Blending new techniques and traditional marketing methods is already well underway. As it pertains to leadership, however, Brooke Skinner Ricketts, chief experience officer of Cars.com, says marketing, customer experience, and digital are all bleeding into one job. “The power and influence the combined role has is very relevant and plays a major role in overall strategy,” she says.
The CMO role was already morphing into more of a strategic and business-connected position long before anyone heard of the coronavirus. Nowhere is that more evident than in the plethora of new titles that are essentially CMO roles by another name. Some of these new incarnations include chief revenue officer, chief innovation officer, chief growth officer, chief experience officer, chief brand officer, and even chief commercial officer. While these new titles have led many pundits to pronounce the CMO role dead, Korn Ferry’s Fleit says they prove just the opposite. “These roles are about driving business performance and transformation, which is at the heart of marketing,” she says. “If anything, the CMO is growing more important in the C-suite.”
But, to use marketing vernacular, it hasn’t been a seamless and frictionless transition. Korn Ferry research shows, for example, that 40% of CMOs cite strategic thinking as the biggest capability gap their teams face. On top of that, layoffs, furloughs, and budget cuts caused by the coronavirus are creating a massive strain on marketing teams. Taken together, the result is a need for CMOs who can operate through ambiguity, have the learning agility to move between roles and teams, and can engage and inspire others to action.

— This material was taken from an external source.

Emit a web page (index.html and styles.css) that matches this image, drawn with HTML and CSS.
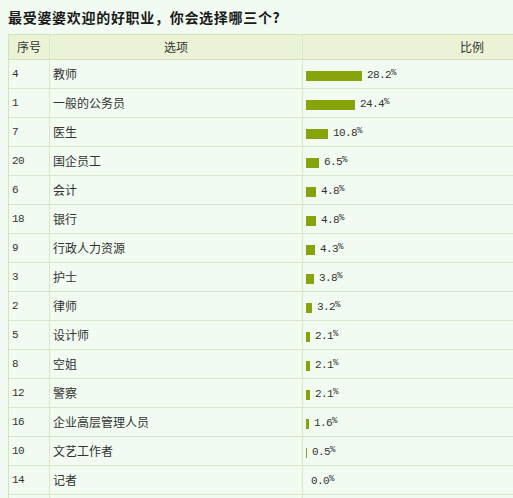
FILE: index.html
```html
<!DOCTYPE html>
<html lang="zh-CN">
<head>
<meta charset="utf-8">
<title>最受婆婆欢迎的好职业</title>
<link rel="stylesheet" href="styles.css">
</head>
<body>
<div class="page">
<div class="title">最受婆婆欢迎的好职业，你会选择哪三个?</div>
<div class="table">
  <div class="row head">
    <div class="cell c1">序号</div>
    <div class="cell c2">选项</div>
    <div class="cell c3">比例</div>
  </div>
  <div class="row"><div class="cell c1 num">4</div><div class="cell c2">教师</div><div class="cell c3"><span class="bar" style="width:56px"></span><span class="pct">28.2<i>%</i></span></div></div>
  <div class="row"><div class="cell c1 num">1</div><div class="cell c2">一般的公务员</div><div class="cell c3"><span class="bar" style="width:49px"></span><span class="pct">24.4<i>%</i></span></div></div>
  <div class="row"><div class="cell c1 num">7</div><div class="cell c2">医生</div><div class="cell c3"><span class="bar" style="width:22px"></span><span class="pct">10.8<i>%</i></span></div></div>
  <div class="row"><div class="cell c1 num">20</div><div class="cell c2">国企员工</div><div class="cell c3"><span class="bar" style="width:13px"></span><span class="pct">6.5<i>%</i></span></div></div>
  <div class="row"><div class="cell c1 num">6</div><div class="cell c2">会计</div><div class="cell c3"><span class="bar" style="width:10px"></span><span class="pct">4.8<i>%</i></span></div></div>
  <div class="row"><div class="cell c1 num">18</div><div class="cell c2">银行</div><div class="cell c3"><span class="bar" style="width:10px"></span><span class="pct">4.8<i>%</i></span></div></div>
  <div class="row"><div class="cell c1 num">9</div><div class="cell c2">行政人力资源</div><div class="cell c3"><span class="bar" style="width:9px"></span><span class="pct">4.3<i>%</i></span></div></div>
  <div class="row"><div class="cell c1 num">3</div><div class="cell c2">护士</div><div class="cell c3"><span class="bar" style="width:8px"></span><span class="pct">3.8<i>%</i></span></div></div>
  <div class="row"><div class="cell c1 num">2</div><div class="cell c2">律师</div><div class="cell c3"><span class="bar" style="width:6px"></span><span class="pct">3.2<i>%</i></span></div></div>
  <div class="row"><div class="cell c1 num">5</div><div class="cell c2">设计师</div><div class="cell c3"><span class="bar" style="width:4px"></span><span class="pct">2.1<i>%</i></span></div></div>
  <div class="row"><div class="cell c1 num">8</div><div class="cell c2">空姐</div><div class="cell c3"><span class="bar" style="width:4px"></span><span class="pct">2.1<i>%</i></span></div></div>
  <div class="row"><div class="cell c1 num">12</div><div class="cell c2">警察</div><div class="cell c3"><span class="bar" style="width:4px"></span><span class="pct">2.1<i>%</i></span></div></div>
  <div class="row"><div class="cell c1 num">16</div><div class="cell c2">企业高层管理人员</div><div class="cell c3"><span class="bar" style="width:3px"></span><span class="pct">1.6<i>%</i></span></div></div>
  <div class="row"><div class="cell c1 num">10</div><div class="cell c2">文艺工作者</div><div class="cell c3"><span class="bar" style="width:1px"></span><span class="pct">0.5<i>%</i></span></div></div>
  <div class="row"><div class="cell c1 num">14</div><div class="cell c2">记者</div><div class="cell c3"><span class="bar" style="width:0px"></span><span class="pct">0.0<i>%</i></span></div></div>
  <div class="row last"><div class="cell c1 num"></div><div class="cell c2"></div><div class="cell c3"></div></div>
</div>
</div>
</body>
</html>
```

FILE: styles.css
```css
html, body {
  overflow: hidden;
}
body {
  margin: 0;
  background: #f1fbf1;
  font-family: "Noto Sans CJK SC", sans-serif;
  font-size: 12px;
  color: #333;
}
.page {
  width: 505px;
  height: 491px;
  padding: 7px 0 0 8px;
  overflow: hidden;
}
.title {
  font-size: 14px;
  font-weight: bold;
  letter-spacing: 0.7px;
  line-height: 20px;
  height: 20px;
  color: #1a1a1a;
  margin-bottom: 7px;
  white-space: nowrap;
}
.table {
  width: 633px;
  border-left: 1px solid #d4e3b8;
  border-top: 1px solid #d4e3b8;
}
.row {
  display: grid;
  grid-template-columns: 40px 253px 339px;
  height: 28px;
  border-bottom: 1px solid #d9e7c6;
}
.row.head {
  height: 24px;
  background: #ebf3d6;
  border-bottom: 1px solid #d4e3b8;
}
.cell {
  display: flex;
  align-items: center;
  padding-left: 3px;
  white-space: nowrap;
  line-height: 14px;
}
.c2, .c3 {
  border-left: 1px solid #d9e7c6;
}
.head .cell {
  justify-content: center;
  padding-left: 0;
  color: #333;
}
.num {
  font-family: "Liberation Mono", monospace;
  font-size: 11px;
  letter-spacing: -0.6px;
  padding-left: 3px;
}
.bar {
  display: inline-block;
  height: 10px;
  background: #86a30b;
  margin-right: 5px;
  margin-top: 4px;
}
.pct {
  font-family: "Liberation Mono", monospace;
  font-size: 11px;
  letter-spacing: -0.6px;
  color: #333;
  margin-top: 3px;
}
.pct i {
  font-style: normal;
  font-size: 9px;
  position: relative;
  top: -3px;
}
```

To be sure, Fleit expects one of the virus’s biggest impacts on marketing will be a move away from specialization. Before organizations started rationalizing their marketing teams, specialists occupied an ever-narrow range of activities.
There are specialists for social media, search engine optimization, content development, audience and community development, brand strategy, and data analysis, to name just a few. Fleit says the move toward specialization created a leadership gap, exposing few marketing professionals to the broad range of skills and experience needed to be effective leaders.
The pandemic provides a way for CMOs—and their organizations, more broadly—to close that gap. Out of necessity, marketing teams were forced to be more agile, flexing to different roles as needed and getting exposure and making connections to other parts of the business. And that opens up an opportunity for organizations to strengthen the CMO function for the future. By using the pandemic to identify high-potential marketing talent now, organizations can develop their operational skills and get them profit-and-loss responsibility and leadership training after the crisis. Post-Covid, Fleit says leaders shouldn’t look at talent role by role, but instead evaluate them based on their ability to adapt and innovate to accomplish immediate and near-term goals that drive business and solve consumer needs. “More of the focus should be on getting high-potential marketing talent the right kind of business, leadership, and management training,” she says.
Or, as Mastercard’s Rajamannar says, CMOs should not be looking at or thinking of themselves simply as functional heads. “CMOs must influence every area they can, not just what is in their purview,” he says. That’s a change that will likely keep the CMO role alive long after COVID is gone.